Workday is, by every job-seeker measure, the most painful ATS to apply through. The structural problems are well-documented:

  1. Per-company logins. Every Workday-using company runs its own Workday tenant. Apply to Citi, Salesforce, and Deloitte, and you'll create three separate accounts, each with its own password requirements.
  2. No usable resume parser. Workday will let you upload a resume, but it almost always asks you to manually re-enter every field anyway. The parsed result is wrong roughly half the time.
  3. Multi-page wizard with brittle navigation. Workday breaks the application into 6–10 pages. Going back is dangerous; some employers' configs lose progress on certain pages.
  4. Verbose work-history entry. Each role wants company, title, location, dates, supervisor, "may we contact" flag, salary (sometimes), and a free-text description. For a 12-year career, that's 30+ minutes by itself.

The published data backs up the experience. According to Pin's 2026 dropout analysis, Workday-based applications see drop-off rates as high as 92%, and employers running Workday see up to 70% fewer total applications than those on lighter platforms. That's not a candidate-experience nicety — that's hundreds of qualified people who started, hit "Page 4 of 8," and noped out.

What this means when you're prioritizing applications

Here's the unintuitive part: you should not apply to the easiest ATS first. You should apply to roles that match you best, regardless of platform. But you should be honest about how the platform changes your strategy.

Two practical implications:

  1. Apply to fewer Workday roles, more carefully. If a Workday application is going to cost you 28 minutes, only spend that on roles you'd genuinely accept. The "spray and pray" approach that works on Lever and Ashby is mathematically irrational on Workday.
  2. Batch by ATS. Once you've filled out one Workday application this week, your data is fresh in your head and your saved answers are ready. Knock out the next two while you're warm. The marginal cost of the second Workday application in the same session is closer to 12 minutes than 28.
  3. Don't skip Lever and Ashby roles because they "look small." Growth-stage companies posting on Lever often have higher response rates per application than Fortune 500 Workday roles, partly because their application is shorter and they get more total signal per applicant.

The tooling layer matters here too.
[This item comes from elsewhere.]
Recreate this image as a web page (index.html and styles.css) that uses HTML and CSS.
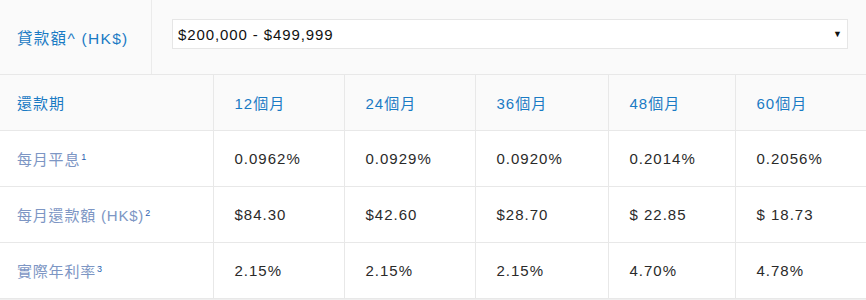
FILE: index.html
```html
<!DOCTYPE html>
<html lang="zh-Hant">
<head>
<meta charset="utf-8">
<link rel="stylesheet" href="styles.css">
</head>
<body>
<div class="calc">
  <div class="amount">
    <div class="amount-label">貸款額^ (HK$)</div>
    <div class="amount-field">
      <div class="select"><span>$200,000 - $499,999</span><span class="arrow">▼</span></div>
    </div>
  </div>
  <table class="rates">
    <colgroup>
      <col class="c-label"><col class="c1"><col class="c2"><col class="c3"><col class="c4"><col class="c5">
    </colgroup>
    <tr class="head">
      <td class="label">還款期</td>
      <td>12個月</td><td>24個月</td><td>36個月</td><td>48個月</td><td>60個月</td>
    </tr>
    <tr>
      <td class="label">每月平息<sup>1</sup></td>
      <td>0.0962%</td><td>0.0929%</td><td>0.0920%</td><td>0.2014%</td><td>0.2056%</td>
    </tr>
    <tr>
      <td class="label">每月還款額 (HK$)<sup>2</sup></td>
      <td>$84.30</td><td>$42.60</td><td>$28.70</td><td>$ 22.85</td><td>$ 18.73</td>
    </tr>
    <tr>
      <td class="label">實際年利率<sup>3</sup></td>
      <td>2.15%</td><td>2.15%</td><td>2.15%</td><td>4.70%</td><td>4.78%</td>
    </tr>
  </table>
</div>
</body>
</html>
```
FILE: styles.css
```css
html, body {
  margin: 0;
  padding: 0;
  background: #efefef;
}
body {
  font-family: "Liberation Sans", "Noto Sans CJK TC", sans-serif;
  font-size: 15px;
  color: #222;
}
.calc {
  width: 866px;
  background: #fff;
}
.amount {
  display: flex;
  height: 74px;
  background: #fafafa;
  border-bottom: 1px solid #e8e8e8;
}
.amount-label {
  width: 134px;
  padding-left: 17px;
  border-right: 1px solid #ebebeb;
  display: flex;
  align-items: center;
  color: #1a7bc4;
  font-size: 15.5px;
  letter-spacing: 1.3px;
}
.amount-field {
  flex: 1;
  padding: 19px 18px 0 20px;
}
.select {
  height: 28px;
  border: 1px solid #e6e6e6;
  background: #fff;
  display: flex;
  align-items: center;
  justify-content: space-between;
  padding: 0 5px 0 5px;
  font-size: 15px;
  letter-spacing: 0.9px;
  color: #111;
}
.arrow {
  font-size: 9px;
  color: #111;
  letter-spacing: 0;
}
.rates {
  width: 866px;
  border-collapse: collapse;
  table-layout: fixed;
}
.c-label { width: 213px; }
.c1 { width: 131px; }
.c2 { width: 131px; }
.c3 { width: 133px; }
.c4 { width: 127px; }
.c5 { width: 131px; }
.rates td {
  height: 55px;
  padding: 0 0 0 21px;
  border-bottom: 1px solid #e8e8e8;
  border-left: 1px solid #e8e8e8;
  vertical-align: middle;
  white-space: nowrap;
  font-size: 15px;
  letter-spacing: 1px;
  color: #2a2a2a;
}
.rates td.label {
  border-left: none;
  padding-left: 17px;
  color: #7d96c4;
  letter-spacing: 0.8px;
}
.rates tr.head td {
  background: #fafafa;
  color: #1a7bc4;
  letter-spacing: 1px;
}
.rates tr.head td.label {
  color: #1a7bc4;
}
sup {
  font-size: 9px;
  color: #2a5fb0;
  vertical-align: 5px;
  line-height: 0;
  margin-left: 1px;
  letter-spacing: 0;
}
```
Most autofill extensions handle Lever and Greenhouse well, struggle on Ashby's custom fields, and break frequently on Workday's multi-page wizard. We built Hppr AI partly because we kept hitting that exact wall — autofill that died on Workday Page 3 — but the broader principle stands regardless of which tool you use: the platforms that need automation most are also the ones where automation is hardest. Plan accordingly.

If you want to go deeper on the autofill side specifically, we've covered the technical details of how to autofill across all five platforms in a previous article.

A note on screening questions

Across every ATS, the single biggest variable in application time is how many screening questions the employer attached. A "10-minute Lever application" turns into 35 minutes if the company added 8 essay questions about diversity, work authorization, and interest fit.

This isn't really an ATS problem — it's an employer problem that happens to manifest through whatever ATS they're using. The defense is the same regardless of platform: keep a personal answer bank with 4–6 reusable, role-specific paragraphs. The first application takes time. The 10th uses 80% recycled answers.

For employers reading this and feeling defensive: every additional screening question costs you roughly 5–8% of your applicant pool, per HireVue's white paper on application dropout. If a question doesn't directly affect your hiring decision, removing it almost certainly improves the hire.

The short version

If you're optimizing your week:

The platform you're applying through isn't a moral judgment about the company — Workday is great recruiting software, just hostile to candidates. But it should change how much time you spend per click, and where you start when you've got an hour to send applications. The 65 hours you save over a 3-month search is real time you can spend networking, prepping for interviews, or doing literally anything else.